**Exercise aim:**
Collect every line below that contains the word "index".

** Begin **

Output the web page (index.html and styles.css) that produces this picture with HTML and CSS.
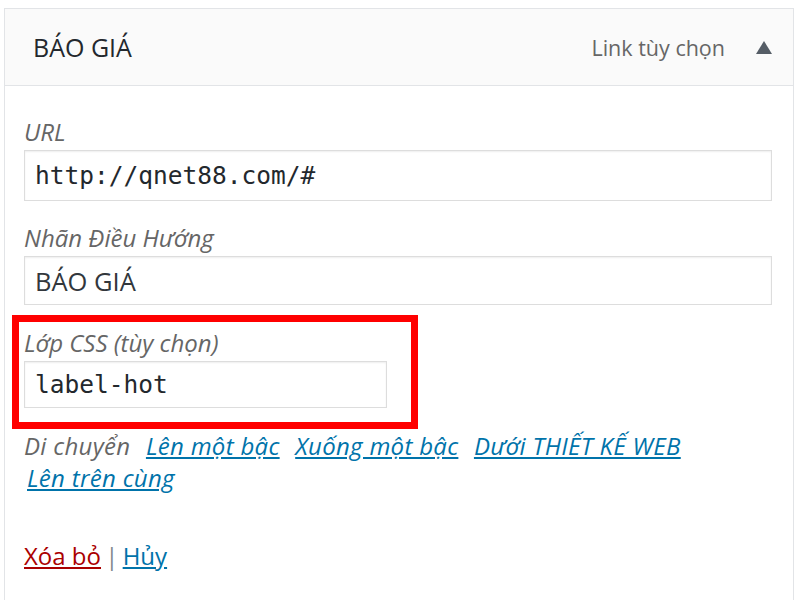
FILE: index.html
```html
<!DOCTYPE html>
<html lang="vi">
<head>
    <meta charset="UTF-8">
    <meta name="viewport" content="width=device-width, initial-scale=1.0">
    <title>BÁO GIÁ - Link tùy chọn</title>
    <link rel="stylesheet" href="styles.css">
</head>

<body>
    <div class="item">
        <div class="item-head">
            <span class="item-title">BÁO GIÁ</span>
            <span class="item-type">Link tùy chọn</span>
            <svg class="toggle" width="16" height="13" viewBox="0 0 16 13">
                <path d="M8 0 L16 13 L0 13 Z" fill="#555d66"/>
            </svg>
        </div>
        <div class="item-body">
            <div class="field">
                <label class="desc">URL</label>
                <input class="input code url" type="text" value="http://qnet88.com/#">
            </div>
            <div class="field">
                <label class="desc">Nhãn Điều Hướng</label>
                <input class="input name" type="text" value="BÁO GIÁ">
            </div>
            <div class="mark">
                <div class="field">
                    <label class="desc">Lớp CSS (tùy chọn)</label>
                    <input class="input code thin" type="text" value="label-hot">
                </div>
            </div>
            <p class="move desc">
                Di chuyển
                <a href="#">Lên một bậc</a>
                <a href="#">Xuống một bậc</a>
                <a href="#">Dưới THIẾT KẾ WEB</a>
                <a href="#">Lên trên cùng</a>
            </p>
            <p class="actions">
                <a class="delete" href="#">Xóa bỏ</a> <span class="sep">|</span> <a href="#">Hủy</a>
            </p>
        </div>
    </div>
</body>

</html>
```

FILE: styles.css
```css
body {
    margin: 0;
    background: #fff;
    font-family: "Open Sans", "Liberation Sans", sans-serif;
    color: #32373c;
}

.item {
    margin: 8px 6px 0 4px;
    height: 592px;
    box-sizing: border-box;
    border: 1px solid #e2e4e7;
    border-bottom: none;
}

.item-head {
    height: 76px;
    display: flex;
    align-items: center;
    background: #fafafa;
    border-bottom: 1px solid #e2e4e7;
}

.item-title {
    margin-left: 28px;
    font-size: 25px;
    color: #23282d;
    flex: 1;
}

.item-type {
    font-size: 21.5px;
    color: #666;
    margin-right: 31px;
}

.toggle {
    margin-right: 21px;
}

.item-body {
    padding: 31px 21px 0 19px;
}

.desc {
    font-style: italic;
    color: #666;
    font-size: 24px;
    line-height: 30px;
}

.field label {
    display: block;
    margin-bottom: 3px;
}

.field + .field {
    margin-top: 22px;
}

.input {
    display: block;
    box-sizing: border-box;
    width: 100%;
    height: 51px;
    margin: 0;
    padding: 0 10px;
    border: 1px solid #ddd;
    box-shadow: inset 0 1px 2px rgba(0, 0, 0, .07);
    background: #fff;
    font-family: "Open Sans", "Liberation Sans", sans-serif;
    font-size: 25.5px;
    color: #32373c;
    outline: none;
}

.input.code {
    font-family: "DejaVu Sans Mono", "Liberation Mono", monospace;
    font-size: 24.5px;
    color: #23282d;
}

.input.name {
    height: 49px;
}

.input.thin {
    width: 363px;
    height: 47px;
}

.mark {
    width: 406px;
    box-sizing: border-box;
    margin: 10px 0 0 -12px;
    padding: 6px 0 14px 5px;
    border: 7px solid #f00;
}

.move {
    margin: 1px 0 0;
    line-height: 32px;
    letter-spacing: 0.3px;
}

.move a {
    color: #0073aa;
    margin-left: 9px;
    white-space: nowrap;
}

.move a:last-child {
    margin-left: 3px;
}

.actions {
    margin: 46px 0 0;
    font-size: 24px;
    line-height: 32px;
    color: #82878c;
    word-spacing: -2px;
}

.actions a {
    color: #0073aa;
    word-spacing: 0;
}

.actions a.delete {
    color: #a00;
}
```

** End **

**Response to the task:**
Output the web page (index.html and styles.css) that produces this picture with HTML and CSS.
FILE: index.html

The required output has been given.